Storia di Ilya, orfano e ferito, che ha riabbracciato la nonna grazie ad Abramovich

Ilya ha 10 anni e viveva nella Mariupol rasa al suolo dai russi. La sua mamma è rimasta uccisa durante un attacco aereo russo e lui, rimasto ferito, era stato portato in un ospedale di Donetsk. La sua storia l’aveva raccontata ad una tv locale, con gli occhi bassi e un filo di voce. 

Elena Matvienko, 63 anni, stava guardando proprio quel programma in tv quando ha pensato di stare vedendo un fantasma. La donna, infatti, è la nonna del bambino, che credeva morto insieme alla sua famiglia nell’inferno di Mariupol. Elena non nutriva più la speranza di ritrovarlo vivo, e si è immediatamente arrivata per riportare Ilya a casa. 

A darle una mano è stato l’oligarca russo Roman Abramovich, impegnato nei negoziati per la pace e operativo per ricongiungere nonna e nipote. Funzionari russi e ucraini, infatti, su interessamento del patron del Chelsea hanno organizzato il viaggio di Ilya fino al Central Children’s hospital di Kiev, dove l’altra sera ha potuto riabbracciare nonna Elena. Non solo: all’emozionante ricongiungimento tra la donna e il nipote, condito da lacrime e abbracci, ha partecipato anche il presidente ucraino Volodymir Zelensky. Tra le braccia della nonna, il piccolo ha raccontato che circa un mese fa stava camminando per Mariupol con la madre quando entrambi sono stati colpiti da un razzo russo: la donna, gravemente ferita come il figlio, ha portato in salvo il suo bambino nella casa di un vicino prima di morire. Come sia finito a Donetsk resta un mistero. “La sua intera anca sinistra è stata strappata via – racconta Elena -, ha subito due operazioni”. Il piccolo però se la caverà, le ferite del corpo guariranno. Quelle dell’anima forse mai. 

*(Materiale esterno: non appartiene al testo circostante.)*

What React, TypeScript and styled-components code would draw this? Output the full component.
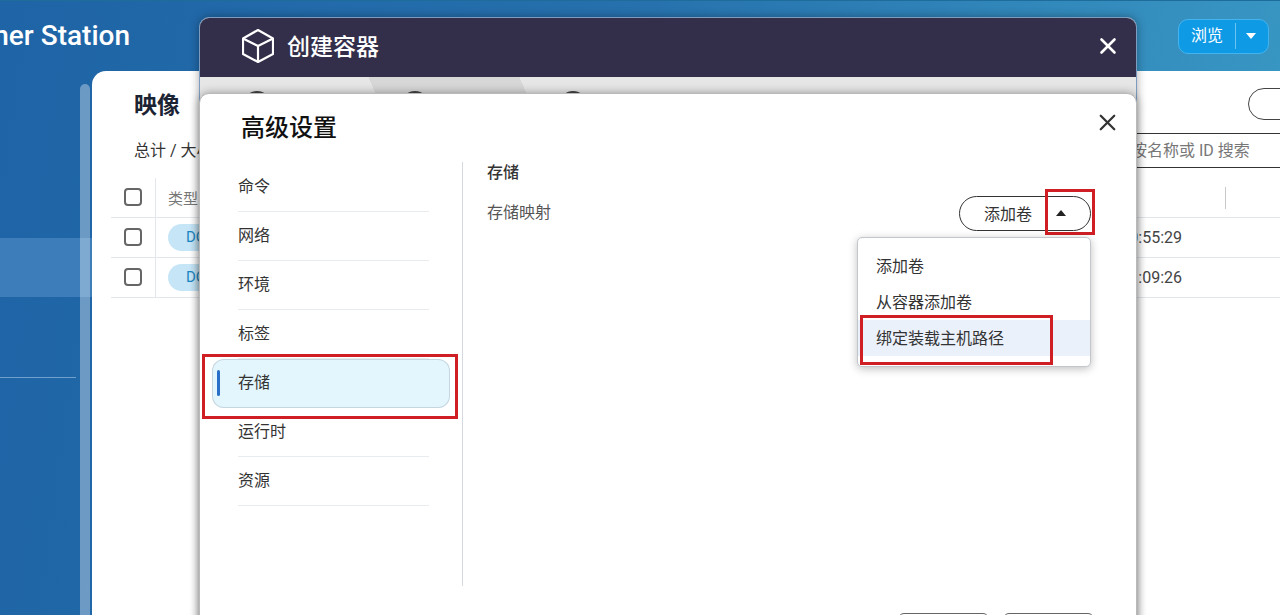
import React from "react";
import styled, { createGlobalStyle } from "styled-components";
import { X } from "lucide-react";

const GlobalStyle = createGlobalStyle`
  html, body {
    margin: 0;
    width: 1280px;
    height: 615px;
    overflow: hidden;
    font-family: Roboto, "Noto Sans CJK SC", sans-serif;
  }
  * {
    box-sizing: border-box;
  }
`;

const Page = styled.div`
  position: relative;
  width: 1280px;
  height: 615px;
  overflow: hidden;
  display: flex;
  flex-direction: column;
  border-top: 1px solid #1d6c99;
  background: linear-gradient(98deg, #1e64a6 0%, #2670ad 45%, #3a9ac5 100%);
`;

const TopBar = styled.header`
  flex: none;
  height: 70px;
  display: flex;
  align-items: center;
  justify-content: space-between;
  padding-right: 11px;
`;

const AppTitle = styled.div`
  width: 130px;
  height: 40px;
  display: flex;
  justify-content: flex-end;
  align-items: center;
  overflow: hidden;
  white-space: nowrap;
  margin-top: -1px;
  color: #fff;
  font-size: 28px;
  font-weight: 500;
`;

const BrowseButton = styled.div`
  width: 91px;
  height: 35px;
  display: flex;
  align-items: center;
  color: #fff;
  font-size: 16px;
  background: #0f9ae6;
  border: 1px solid #45b3ee;
  border-radius: 10px;
`;

const BrowseLabel = styled.span`
  width: 57px;
  height: 26px;
  line-height: 26px;
  text-align: center;
  border-right: 1px solid #6cc4f2;
`;

const BrowseCaret = styled.span`
  margin-left: 10px;
  width: 0;
  height: 0;
  border-left: 5px solid transparent;
  border-right: 5px solid transparent;
  border-top: 6px solid #fff;
`;

const Body = styled.div`
  flex: 1;
  min-height: 0;
  display: flex;
`;

const Sidebar = styled.nav`
  position: relative;
  flex: none;
  width: 92px;
  padding-top: 167px;
`;

const SidebarActive = styled.div`
  height: 59px;
  background: #3c7dba;
`;

const SidebarRule = styled.div`
  width: 76px;
  height: 1px;
  margin-top: 80px;
  background: #6f9fcc;
`;

const Scrollbar = styled.div`
  position: absolute;
  left: 80px;
  top: 13px;
  bottom: 0;
  width: 10px;
  border-radius: 5px 5px 0 0;
  background: rgba(255, 255, 255, 0.34);
`;

const Panel = styled.main`
  flex: 1;
  min-width: 0;
  padding: 17px 0 0 19px;
  background: #fff;
  border-radius: 14px 0 0 0;
`;

const PanelHead = styled.div`
  height: 90px;
  padding-left: 23px;
  position: relative;
  display: flex;
  flex-direction: column;
`;

const PanelTitle = styled.h2`
  margin: 1px 0 0;
  height: 36px;
  line-height: 34px;
  font-size: 23px;
  font-weight: 700;
  color: #1c2433;
`;

const PanelSummary = styled.div`
  margin-top: 14px;
  line-height: 24px;
  font-size: 16px;
  color: #333;
`;

const GhostButton = styled.div`
  position: absolute;
  left: 1137px;
  top: 0;
  width: 80px;
  height: 32px;
  border: 1px solid #444;
  border-radius: 16px;
`;

const SearchBox = styled.div`
  position: absolute;
  left: 900px;
  top: 45px;
  width: 300px;
  height: 35px;
  padding-left: 120px;
  line-height: 33px;
  white-space: nowrap;
  font-size: 16px;
  color: #777;
  border-top: 1px solid #333;
  border-bottom: 1px solid #333;
`;

const TableRow = styled.div<{ $head?: boolean }>`
  height: 40px;
  display: flex;
  align-items: center;
  border-bottom: 1px solid #e3e6ea;
  font-size: 15px;
  color: ${(p) => (p.$head ? "#777" : "#333")};
`;

const CheckCell = styled.div`
  flex: none;
  width: 45px;
  height: 100%;
  padding: 0 0 1px 13px;
  display: flex;
  align-items: center;
  border-right: 1px solid #e3e6ea;
`;

const Checkbox = styled.span`
  width: 18px;
  height: 18px;
  border: 2px solid #666;
  border-radius: 4px;
`;

const TypeCell = styled.div`
  flex: none;
  width: 120px;
  margin-left: 12px;
`;

const TypePill = styled.span`
  display: block;
  width: 90px;
  height: 27px;
  line-height: 27px;
  padding-left: 18px;
  font-size: 15px;
  color: #1b86c2;
  background: #c6e6f8;
  border-radius: 14px;
`;

const TimeCell = styled.div`
  width: 894px;
  text-align: right;
  font-size: 16px;
  color: #444;
`;

const HeadRule = styled.span`
  width: 1px;
  height: 22px;
  margin-left: 937px;
  background: #c9c9c9;
`;

const CreateDialog = styled.section`
  position: absolute;
  left: 199px;
  top: 16px;
  width: 938px;
  bottom: -120px;
  border-radius: 10px 10px 0 0;
  border: 1px solid #7d9cc0;
  overflow: hidden;
  background: #e6e6e6;
  box-shadow: 0 0 10px rgba(0, 0, 0, 0.35);
`;

const CreateHeader = styled.div`
  height: 59px;
  padding: 0 15px 3px 42px;
  display: flex;
  align-items: center;
  color: #fff;
  background: #332e4a;
`;

const CreateTitle = styled.h1`
  flex: 1;
  margin: 0 0 2px 13px;
  font-size: 23px;
  font-weight: 500;
`;

const Steps = styled.div`
  height: 40px;
  padding: 14px 0 0 43px;
  display: flex;
  gap: 130px;
  background: linear-gradient(
    66deg,
    #e6e6e6 170px,
    #d7d7d7 170px,
    #d7d7d7 308px,
    #e6e6e6 308px
  );
`;

const StepDot = styled.span`
  width: 28px;
  height: 28px;
  border: 2px solid #444;
  border-radius: 50%;
`;

const SettingsDialog = styled.section`
  position: absolute;
  left: 199px;
  top: 92px;
  width: 938px;
  bottom: -120px;
  background: #fff;
  border: 1px solid #b9b9b9;
  border-radius: 10px 10px 0 0;
  box-shadow: 0 0 10px rgba(0, 0, 0, 0.35);
`;

const SettingsHeader = styled.div`
  height: 68px;
  padding: 0 15px 6px 41px;
  display: flex;
  align-items: center;
  justify-content: space-between;
`;

const SettingsTitle = styled.h2`
  margin: 0;
  font-size: 24px;
  font-weight: 500;
  color: #111;
`;

const CloseButton = styled.span<{ $tone: string; $lift?: number }>`
  display: flex;
  color: ${(p) => p.$tone};
  margin-bottom: ${(p) => p.$lift ?? 0}px;
`;

const Columns = styled.div`
  height: 424px;
  display: flex;
`;

const SideMenu = styled.ul`
  flex: none;
  width: 263px;
  height: 100%;
  margin: 0;
  padding: 1px 0 0 12px;
  list-style: none;
  border-right: 1px solid #d5dae0;
`;

const MenuItem = styled.li<{ $active?: boolean }>`
  position: relative;
  width: 238px;
  height: 49px;
  padding: 0 0 6px 26px;
  display: flex;
  align-items: center;
  font-size: 16px;
  color: #333;
  border-radius: 12px;
  background: ${(p) => (p.$active ? "#e3f5fd" : "transparent")};
  box-shadow: ${(p) => (p.$active ? "inset 0 0 0 1px #c6d6df" : "none")};

  &::before {
    content: "";
    display: ${(p) => (p.$active ? "block" : "none")};
    position: absolute;
    left: 5px;
    top: 11px;
    width: 3px;
    height: 26px;
    border-radius: 2px;
    background: #2a70c9;
  }

  &::after {
    content: "";
    display: ${(p) => (p.$active ? "none" : "block")};
    position: absolute;
    left: 26px;
    bottom: 0;
    width: 191px;
    height: 1px;
    background: #e9ecef;
  }
`;

const RedMark = styled.span<{ $inset: string }>`
  position: absolute;
  inset: ${(p) => p.$inset};
  border: 3px solid #cf1f24;
  pointer-events: none;
`;

const Content = styled.div`
  flex: 1;
  padding: 1px 45px 0 24px;
`;

const SectionTitle = styled.h3`
  margin: 0;
  line-height: 20px;
  font-size: 16px;
  font-weight: 500;
  color: #333;
`;

const MappingRow = styled.div`
  margin-top: 13px;
  display: flex;
  align-items: center;
  justify-content: space-between;
`;

const MappingLabel = styled.span`
  margin-bottom: 6px;
  font-size: 16px;
  color: #555;
`;

const SplitButton = styled.div`
  position: relative;
  width: 132px;
  height: 35px;
  padding: 0 0 1px 24px;
  display: flex;
  align-items: center;
  font-size: 16px;
  color: #333;
  border: 1px solid #333;
  border-radius: 18px;
`;

const SplitCaret = styled.span`
  margin-left: 24px;
  width: 0;
  height: 0;
  border-left: 5px solid transparent;
  border-right: 5px solid transparent;
  border-bottom: 6px solid #222;
`;

const Dropdown = styled.ul`
  position: absolute;
  right: -1px;
  top: 40px;
  width: 234px;
  margin: 0;
  padding: 10px 0;
  list-style: none;
  background: #fff;
  border: 1px solid #c3c7cc;
  border-radius: 5px;
  box-shadow: 0 2px 8px rgba(0, 0, 0, 0.25);
`;

const DropdownItem = styled.li<{ $hover?: boolean }>`
  position: relative;
  height: 36px;
  padding: 0 0 3px 18px;
  display: flex;
  align-items: center;
  font-size: 16px;
  color: #333;
  background: ${(p) => (p.$hover ? "#ebf1fb" : "transparent")};
`;

const Footer = styled.div`
  padding: 27px 42px 0 0;
  display: flex;
  justify-content: flex-end;
  gap: 14px;
`;

const FooterButton = styled.span`
  width: 91px;
  height: 36px;
  border: 1px solid #666;
  border-radius: 6px;
`;

const CubeIcon = () => (
  <svg width="32" height="34" viewBox="0 0 32 34" fill="none" stroke="#fff" strokeWidth="2.2" strokeLinejoin="round">
    <path d="M16 1 L31 9.5 V25 L16 33 L1 25 V9.5 Z" />
    <path d="M1 9.5 L16 17 L31 9.5 M16 17 V33" />
  </svg>
);

const menuItems = ["命令", "网络", "环境", "标签", "存储", "运行时", "资源"];

const App = () => {
  return (
    <>
      <GlobalStyle />
      <Page>
        <TopBar>
          <AppTitle>Container Station</AppTitle>
          <BrowseButton>
            <BrowseLabel>浏览</BrowseLabel>
            <BrowseCaret />
          </BrowseButton>
        </TopBar>
        <Body>
          <Sidebar>
            <SidebarActive />
            <SidebarRule />
            <Scrollbar />
          </Sidebar>
          <Panel>
            <PanelHead>
              <PanelTitle>映像</PanelTitle>
              <PanelSummary>总计 / 大小</PanelSummary>
              <GhostButton />
              <SearchBox>按名称或 ID 搜索</SearchBox>
            </PanelHead>
            <TableRow $head>
              <CheckCell>
                <Checkbox />
              </CheckCell>
              <TypeCell>类型</TypeCell>
              <HeadRule />
            </TableRow>
            <TableRow>
              <CheckCell>
                <Checkbox />
              </CheckCell>
              <TypeCell>
                <TypePill>DOCKER</TypePill>
              </TypeCell>
              <TimeCell>2023/08/16 10:55:29</TimeCell>
            </TableRow>
            <TableRow>
              <CheckCell>
                <Checkbox />
              </CheckCell>
              <TypeCell>
                <TypePill>DOCKER</TypePill>
              </TypeCell>
              <TimeCell>2023/08/16 11:09:26</TimeCell>
            </TableRow>
          </Panel>
        </Body>

        <CreateDialog>
          <CreateHeader>
            <CubeIcon />
            <CreateTitle>创建容器</CreateTitle>
            <CloseButton $tone="#fff">
              <X size={26} strokeWidth={2.4} />
            </CloseButton>
          </CreateHeader>
          <Steps>
            <StepDot />
            <StepDot />
            <StepDot />
          </Steps>
        </CreateDialog>

        <SettingsDialog>
          <SettingsHeader>
            <SettingsTitle>高级设置</SettingsTitle>
            <CloseButton $tone="#333" $lift={6}>
              <X size={27} strokeWidth={2} />
            </CloseButton>
          </SettingsHeader>
          <Columns>
            <SideMenu>
              {menuItems.map((item) => (
                <MenuItem key={item} $active={item === "存储"}>
                  {item}
                  {item === "存储" && <RedMark $inset="-5px -8px -11px -10px" />}
                </MenuItem>
              ))}
            </SideMenu>
            <Content>
              <SectionTitle>存储</SectionTitle>
              <MappingRow>
                <MappingLabel>存储映射</MappingLabel>
                <SplitButton>
                  添加卷
                  <SplitCaret />
                  <RedMark $inset="-8px -5px -5px 85px" />
                  <Dropdown>
                    <DropdownItem>添加卷</DropdownItem>
                    <DropdownItem>从容器添加卷</DropdownItem>
                    <DropdownItem $hover>
                      绑定装载主机路径
                      <RedMark $inset="-5px 37px -9px 2px" />
                    </DropdownItem>
                  </Dropdown>
                </SplitButton>
              </MappingRow>
            </Content>
          </Columns>
          <Footer>
            <FooterButton />
            <FooterButton />
          </Footer>
        </SettingsDialog>
      </Page>
    </>
  );
};

export default App;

Come riporta Repubblica, nello stesso ospedale hanno potuto riabbracciarsi anche la piccola Kira Obedinskaya, 12 anni, ferita da una mina a Donetsk, e suo nonno. Anche lei ha visto suo padre morire sotto i suoi occhi ed è rimasta ferita a un orecchio, alle braccia e alle gambe. Storie di dolore, ma anche di speranza in mezzo a tanta disperazione.